10. Bem sei que sou leigo, mas isto é um blogue, eu gosto de brincar à curiosidade. Estou à vontade, não sou capaz de fazer nenhuma conta que tenha a ver com esta boca das galáxias. Mas quando se vê um físico como Stephen Hawking a pôr a hipótese de ‘gravitões’, partículas que transportam forças de gravidade, como se isto tivesse algo a ver com a descoberta de Newton, algo a ver com o que os físicos sabem das forças de gravidade, do que Feynman diz que eles não sabem delas, como Newton não soube, quando se vê estas enormidades em grandes cabeças de físicos, porque carga de água é que os leigos não podem entrar na brincadeira, sem outras pretensões que não seja brincar ao ‘jogo das ciências’? Faço filosofia com ciências, estas na sua dimensão filosófica, que os cientistas ignoram, ignoram até que essa ignorância é um erro capital da disciplina: os campos de forças antes dos seus componentes substanciais, esses ‘campos’ que são nada de substancial, diferenças de forças dessas componentes. Sem que haja diferenças cronológicas entre uns e outras, nem ultra-milésimos de segundo.

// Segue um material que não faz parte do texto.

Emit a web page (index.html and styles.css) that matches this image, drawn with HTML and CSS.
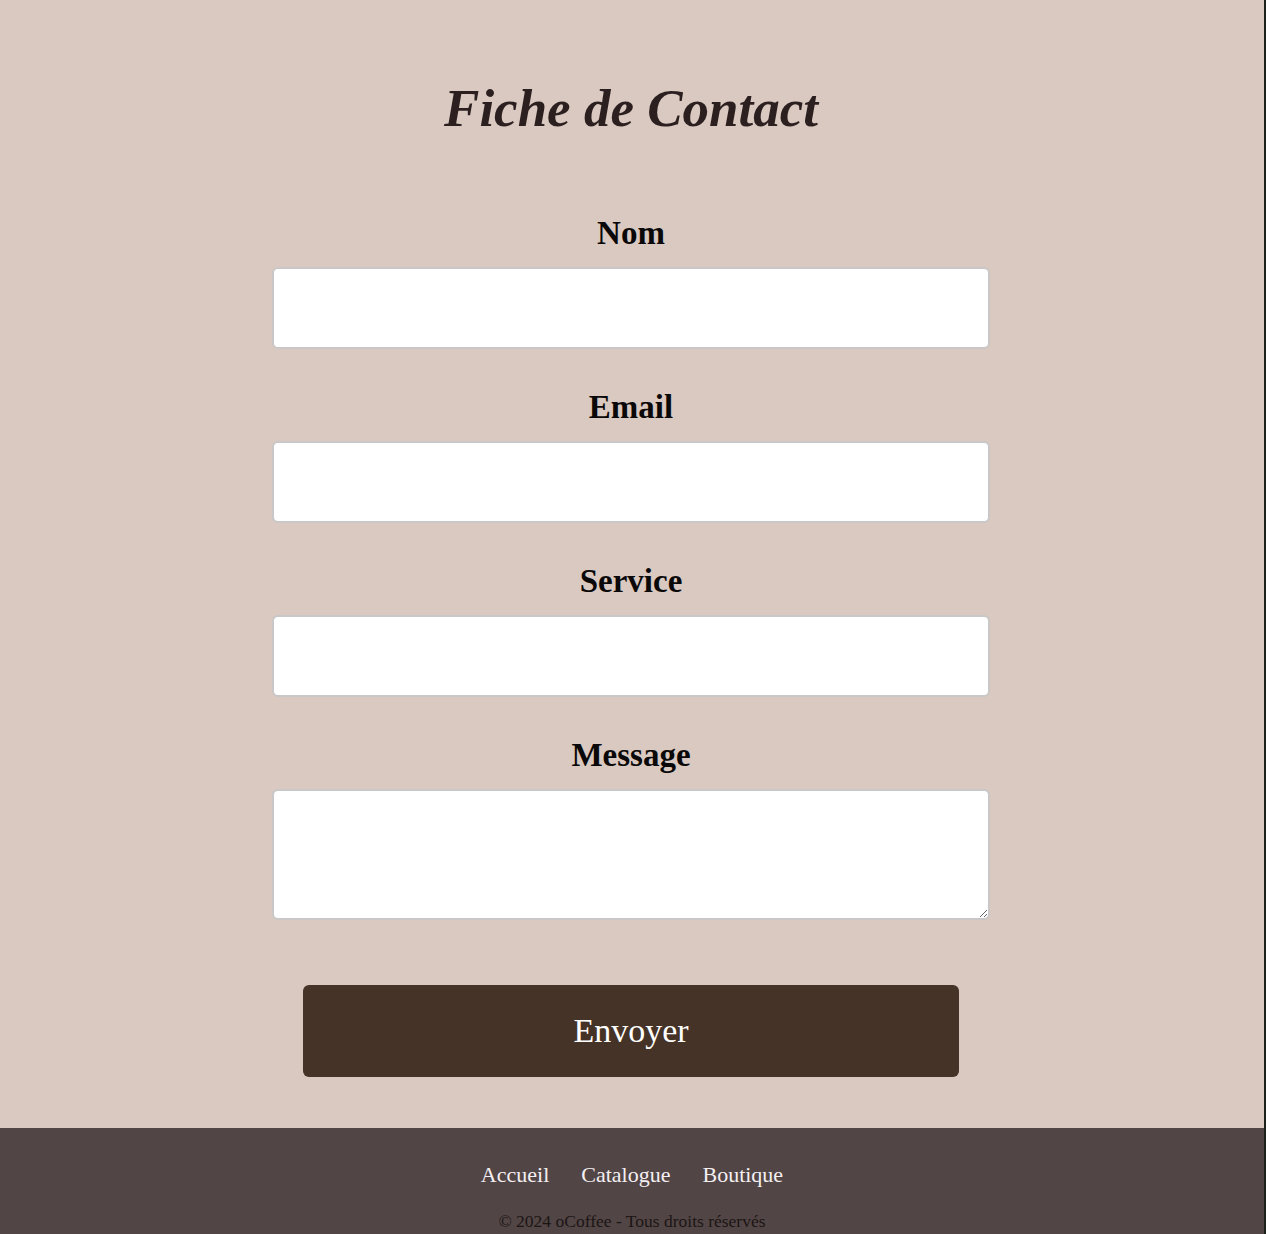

11. Só mais um ponto. Como digo no texto do blogue citado acima, foram Galileu e Newton que des-substancializaram a Física, um privilegiando “diferenças e proporções” ou seja as medidas experimentais, o outro afastando as “qualidades” dos Antigos, para reter também apenas quantidades (que se medem). Kant apanhou a boleia des-substancializadora de Newton, Saussure, Heidegger e Derrida herdaram deles também, embora sem o saberem. A Filosofia levou assim três séculos para compreender a lição filosófica de Galileu e Newton e o erro que ela própria depositou nas interpretações das ciências. É esse erro que se tenta aqui reparar. E no que me diz respeito, já que não sei de mais ninguém que navegue nestas águas, nada teria sido possível sem a inteligência filosófica de Prigogine interrogando a ausência de irreversibilidade no tempo dos físicos.